R. – Purtroppo certamente c’è: per esempio,
nell’aprile maggio 2010 – tre anni fa – ci furono addirittura quasi un centinaio di
morti negli scontri che si sono verificati proprio a Bangkok, anche se probabilmente
non è questo il rischio più grande, lo scenario più probabile è quello della continuazione
di queste dimostrazioni da parte dei “gialli”. Giallo, in Thailandia, è il colore
del lunedì, il giorno in cui è nato il re e questi gruppi un po’ più elitari si appoggiano
sia pure indirettamente all’autorità del re.

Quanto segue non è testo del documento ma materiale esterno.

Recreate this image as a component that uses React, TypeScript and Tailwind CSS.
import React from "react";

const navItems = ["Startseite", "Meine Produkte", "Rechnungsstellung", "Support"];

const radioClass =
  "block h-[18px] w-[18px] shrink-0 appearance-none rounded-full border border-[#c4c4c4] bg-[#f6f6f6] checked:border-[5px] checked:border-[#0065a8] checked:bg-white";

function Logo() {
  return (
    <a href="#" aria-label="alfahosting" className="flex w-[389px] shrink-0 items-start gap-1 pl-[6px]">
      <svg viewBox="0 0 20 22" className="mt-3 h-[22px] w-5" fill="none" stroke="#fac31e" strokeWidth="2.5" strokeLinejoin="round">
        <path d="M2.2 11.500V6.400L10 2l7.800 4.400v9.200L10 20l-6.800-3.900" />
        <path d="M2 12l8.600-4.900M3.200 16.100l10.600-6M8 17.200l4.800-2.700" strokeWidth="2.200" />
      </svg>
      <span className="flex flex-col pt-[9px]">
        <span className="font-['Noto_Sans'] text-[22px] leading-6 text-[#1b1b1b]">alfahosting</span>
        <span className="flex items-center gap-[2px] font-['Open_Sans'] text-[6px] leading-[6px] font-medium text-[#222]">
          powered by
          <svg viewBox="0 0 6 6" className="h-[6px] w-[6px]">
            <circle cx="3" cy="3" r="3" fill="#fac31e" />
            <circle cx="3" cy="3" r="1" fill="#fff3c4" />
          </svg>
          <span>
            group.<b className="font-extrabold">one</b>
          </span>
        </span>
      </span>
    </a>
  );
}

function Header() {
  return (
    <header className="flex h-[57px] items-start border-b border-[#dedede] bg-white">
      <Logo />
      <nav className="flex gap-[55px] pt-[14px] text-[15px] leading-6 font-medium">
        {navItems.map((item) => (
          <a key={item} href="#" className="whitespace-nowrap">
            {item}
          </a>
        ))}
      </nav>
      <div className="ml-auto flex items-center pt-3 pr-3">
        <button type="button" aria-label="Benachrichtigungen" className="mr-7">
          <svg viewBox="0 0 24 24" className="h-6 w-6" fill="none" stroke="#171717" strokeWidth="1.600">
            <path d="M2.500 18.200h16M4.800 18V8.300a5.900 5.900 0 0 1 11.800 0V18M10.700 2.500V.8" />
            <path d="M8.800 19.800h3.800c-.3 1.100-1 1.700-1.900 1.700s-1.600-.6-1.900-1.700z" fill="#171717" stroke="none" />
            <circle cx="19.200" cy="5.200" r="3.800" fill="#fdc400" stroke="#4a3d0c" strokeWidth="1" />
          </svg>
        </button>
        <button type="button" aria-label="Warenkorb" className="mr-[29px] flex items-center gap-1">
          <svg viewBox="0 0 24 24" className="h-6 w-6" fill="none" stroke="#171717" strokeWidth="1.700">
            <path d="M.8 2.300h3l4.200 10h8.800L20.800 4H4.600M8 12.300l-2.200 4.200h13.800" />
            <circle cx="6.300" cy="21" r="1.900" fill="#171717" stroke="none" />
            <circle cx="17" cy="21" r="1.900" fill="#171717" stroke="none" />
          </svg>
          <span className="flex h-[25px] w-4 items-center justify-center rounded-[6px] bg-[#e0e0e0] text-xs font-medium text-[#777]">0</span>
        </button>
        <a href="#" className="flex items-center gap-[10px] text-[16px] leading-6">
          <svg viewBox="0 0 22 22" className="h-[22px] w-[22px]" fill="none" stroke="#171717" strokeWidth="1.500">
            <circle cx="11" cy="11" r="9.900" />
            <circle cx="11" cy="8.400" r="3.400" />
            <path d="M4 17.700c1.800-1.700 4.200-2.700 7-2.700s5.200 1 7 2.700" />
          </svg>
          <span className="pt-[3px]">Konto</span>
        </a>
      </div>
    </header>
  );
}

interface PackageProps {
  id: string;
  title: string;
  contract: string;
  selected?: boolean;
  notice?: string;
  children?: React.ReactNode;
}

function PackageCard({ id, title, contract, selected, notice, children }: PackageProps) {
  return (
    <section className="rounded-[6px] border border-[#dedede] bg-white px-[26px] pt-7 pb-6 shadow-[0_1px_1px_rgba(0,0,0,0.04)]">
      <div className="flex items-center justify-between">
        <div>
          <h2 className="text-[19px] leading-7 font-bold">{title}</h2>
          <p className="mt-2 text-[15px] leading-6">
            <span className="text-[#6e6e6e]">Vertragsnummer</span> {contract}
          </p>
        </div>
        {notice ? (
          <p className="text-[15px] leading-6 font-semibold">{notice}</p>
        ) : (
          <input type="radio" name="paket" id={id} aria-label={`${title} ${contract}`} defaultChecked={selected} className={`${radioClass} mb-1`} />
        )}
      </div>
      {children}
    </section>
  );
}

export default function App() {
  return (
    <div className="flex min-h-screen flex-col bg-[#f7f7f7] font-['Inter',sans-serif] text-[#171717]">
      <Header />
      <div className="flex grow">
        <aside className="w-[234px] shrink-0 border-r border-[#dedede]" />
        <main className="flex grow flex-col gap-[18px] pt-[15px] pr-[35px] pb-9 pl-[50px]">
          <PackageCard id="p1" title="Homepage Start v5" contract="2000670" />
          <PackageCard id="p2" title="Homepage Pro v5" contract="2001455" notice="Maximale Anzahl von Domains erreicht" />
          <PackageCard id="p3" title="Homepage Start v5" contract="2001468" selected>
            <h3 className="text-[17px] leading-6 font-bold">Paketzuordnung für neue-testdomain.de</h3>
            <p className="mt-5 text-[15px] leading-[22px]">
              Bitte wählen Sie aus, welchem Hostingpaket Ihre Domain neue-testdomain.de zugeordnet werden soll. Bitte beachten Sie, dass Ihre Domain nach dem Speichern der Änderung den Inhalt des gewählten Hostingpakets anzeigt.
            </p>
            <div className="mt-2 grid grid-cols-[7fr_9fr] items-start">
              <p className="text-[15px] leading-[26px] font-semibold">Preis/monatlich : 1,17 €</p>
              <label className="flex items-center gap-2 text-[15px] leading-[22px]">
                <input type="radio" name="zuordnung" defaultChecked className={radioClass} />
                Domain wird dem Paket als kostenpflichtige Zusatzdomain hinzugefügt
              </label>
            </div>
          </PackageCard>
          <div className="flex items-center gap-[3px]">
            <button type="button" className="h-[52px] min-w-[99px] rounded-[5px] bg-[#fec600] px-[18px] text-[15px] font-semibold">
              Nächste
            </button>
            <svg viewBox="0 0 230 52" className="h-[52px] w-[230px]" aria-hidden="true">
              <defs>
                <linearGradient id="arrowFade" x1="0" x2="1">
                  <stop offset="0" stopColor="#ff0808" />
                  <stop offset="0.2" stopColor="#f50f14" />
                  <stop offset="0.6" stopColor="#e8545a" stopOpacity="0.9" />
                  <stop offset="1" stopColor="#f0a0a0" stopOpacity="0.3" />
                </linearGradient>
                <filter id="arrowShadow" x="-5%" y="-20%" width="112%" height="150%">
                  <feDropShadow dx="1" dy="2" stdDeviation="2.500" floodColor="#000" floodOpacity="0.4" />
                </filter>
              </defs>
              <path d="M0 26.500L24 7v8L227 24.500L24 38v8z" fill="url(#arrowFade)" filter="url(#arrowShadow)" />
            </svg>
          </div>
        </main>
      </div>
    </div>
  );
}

D. – In questo momento, l’opposizione
rifiuta nuove elezioni: “Andremo avanti fino in fondo”, hanno ribadito i leader …
R.
– C’è il rischio di uno stallo politico di cui, per la verità, i militari approfittarono
nel settembre 2006 per il colpo di Stato che estromise un premier Taksin eletto regolarmente.
D.
– C’è il rischio che i militari intervengano nuovamente?
R. – Non penso ad
un nuovo colpo di Stato, perché l’esperienza del 2006 è stata completamente negativa,
per loro: hanno fatto approvare una costituzione ma poi, alle elezioni, ha sempre
vinto il partito di Taksin e anche le riforme che loro avevano promesso non sono state
praticamente mai attuate.
D. – La data del 2 febbraio, dunque, non è una certezza:
perché la premier ha giocato questa carta?
R. – Per l’attuale premier fare
le elezioni non costituisce un enorme rischio perché con una probabilità molto, molto
elevata vincerà le elezioni. Nelle province del Nord e del Nordest e anche in gran
parte delle province del Centro, il partito legato a Shinawatra è chiaramente maggioritario.
Il partito democratico, che è il principale partito di opposizione, ha probabilità
di vincere solo nelle province del Sud e naturalmente anche a Bangkok, nella capitale.
Però, le regioni favorevoli a Shinawatra sono molto più popolate della regione unica
– per la verità – e della capitale, che sono invece più legate all’opposizione. Per
questo, temo che l’opposizione cercherà di boicottare le elezioni perché alla prova
dei fatti, alla prova del voto sicuramente perderebbe.